Why were ERCOT battery revenues so low in 2025?
Revenues for ERCOT’s battery energy storage systems (BESS) hit record lows in 2025. Through November, cumulative revenues tracked approximately $26.0/kW, and the Modo Energy Nowcast anticipates total-year revenues to land at $29.4/kW. That is roughly half of 2024's $56/kW and one-sixth of 2023's $193/kW. What drove the decline?
Two forces.
First, 2025 lacked the extreme weather that creates scarcity pricing in Texas. Second, rapid capacity growth saturated Ancillary Services and compressed Energy arbitrage spreads. BESS installations have grown 70x since 2020, with roughly 9 GW arriving in 2024 and 2025 alone.
Key takeaways
- Through November 2025, BESS revenues fell to roughly half of the 2024 total and one-sixth of 2023, continuing a steep year-over-year decline.

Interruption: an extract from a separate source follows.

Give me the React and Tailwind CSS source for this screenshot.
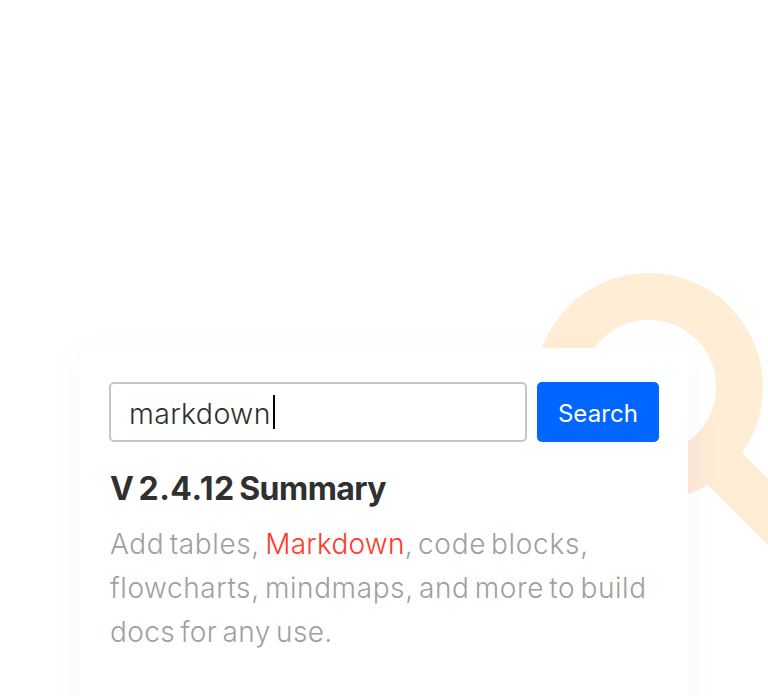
export default function App() {
  return (
    <main className="relative flex h-[696px] w-[768px] overflow-hidden bg-white pl-20 pt-[348px] font-['Inter','Liberation_Sans',sans-serif]">
      <svg className="absolute left-0 top-0" width="768" height="696" viewBox="0 0 768 696" fill="none" aria-hidden="true">
        <defs>
          <linearGradient id="edgeShade" x1="688" y1="0" x2="722" y2="0" gradientUnits="userSpaceOnUse">
            <stop stopColor="#fee8d8" />
            <stop offset="0.4" stopColor="#ffead7" />
            <stop offset="1" stopColor="#ffedd6" />
          </linearGradient>
        </defs>
        <circle cx="649" cy="387" r="90.5" stroke="#ffedd6" strokeWidth="47" />
        <path d="M742 453L768 479V545L708 485Z" fill="#ffedd6" />
        <path d="M690 470L725 436L742 453L708 485Z" fill="#ffedd6" />
        <path d="M688 441.3A67 67 0 0 0 706 422L730 422V464L708 485A114 114 0 0 1 688 494Z" fill="url(#edgeShade)" />
      </svg>

      <section className="relative h-[420px] w-[608px] shrink-0 rounded-[10px] bg-white pl-[29px] pt-[34px] shadow-[0_10px_32px_14px_rgba(0,0,0,0.017)]">
        <div className="flex gap-2.5">
          <div className="flex h-[60px] w-[418px] items-center rounded-[5px] border-2 border-[#c6c6c6] pl-[18px]">
            <span className="w-36 whitespace-nowrap pt-[3px] text-[28.5px] font-light leading-[60px] tracking-[0.35px] text-[#303030]">markdown</span>
            <span className="-mt-px h-[34px] w-0.5 bg-black" />
          </div>
          <button className="h-[60px] w-[122px] rounded-[5px] bg-[#0066ff] pt-1 text-2xl tracking-[0.1px] text-white">Search</button>
        </div>
        <h1 className="mt-[26px] whitespace-nowrap pl-px text-[32px] font-bold leading-[42px] text-[#303030] [word-spacing:-3px]">
          V <span className="tracking-[0.5px]">2.4.12</span> <span className="tracking-[-0.55px]">Summary</span>
        </h1>
        <p className="mt-3 whitespace-nowrap pl-px text-[28px] font-light leading-[44px] text-[#a0a0a0] [word-spacing:-3px]">
          <span className="block tracking-[0.6px]">Add tables, <span className="tracking-[0.25px] text-[#ff3b2b]">Markdown</span><span className="tracking-[0.75px] [word-spacing:-4px]">, code blocks,</span></span>
          <span className="block tracking-[0.6px] [word-spacing:-3.2px]">flowcharts, mindmaps, and more to build</span>
          <span className="block tracking-[0.4px]">docs for any use.</span>
        </p>
      </section>
    </main>
  )
}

- Texas recorded between 61-85% fewer extreme heat days in 2025 than in any recent year. Even at comparable temperatures, 2025 revenues lagged, pointing to structural factors beyond weather.
- As Ancillary Services saturated, batteries shifted toward Energy arbitrage at increasingly lower offer prices, converging toward price levels historically set by gas generation.
In this article, we examine:
- The relationship between weather extremes and BESS revenue outcomes in ERCOT
- How rapid capacity growth affected competition in Ancillary Services and Energy markets
- Shifting battery offer behavior relative to gas generation
- Node-level price dynamics and their implications for BESS profitability
2025 lacked the extreme weather that drives scarcity pricing
BESS revenues in ERCOT are concentrated in a small number of high-priced intervals. These intervals typically occur during extreme heat or cold, when tight supply-demand conditions push prices to scarcity levels.
In 2025, those conditions did not materialize.
The annual revenue distribution illustrates this difference. In prior years, the 30 highest-revenue days accounted for 44 to 68% of annual totals, with individual days contributing as much as 8 to 9%. In 2025, the top 30 days accounted for just 30%, and no single day exceeded 3%.
The revenue curve flattened because the price spikes that create outsized daily returns did not occur.
The summer of 2023 featured extended periods where daily highs exceeded their 15-year historical averages, particularly in July and August. August 2024 similarly ran above trend.
In contrast, the summer of 2025 tracked historical norms closely.
But it’s not just about the averages — the tails of the temperature distribution did not show up in 2025. Last year, only 11 days recorded state-wide average temperatures at or above 85°F. In prior years, that count ranged from 28 to 71. Fewer extreme days meant fewer scarcity intervals.
Notably, "mild" does not mean average. The 2024 summer was the 5th hottest in the past 50 years by average temperature. However, it ranked just 9th by average daily high. It recorded 52 days with state-wide average highs exceeding 95°F, placing it 12th in that ordering.
For battery economics, the count of extreme peaks matters more than the seasonal average.
Even controlling for temperature, 2025 underperformed
Plotting daily revenues against temperature reveals that weather explains a substantial share of the variance, but not all of it. At similar temperatures, 2025 revenues consistently fell below 2023 and 2024.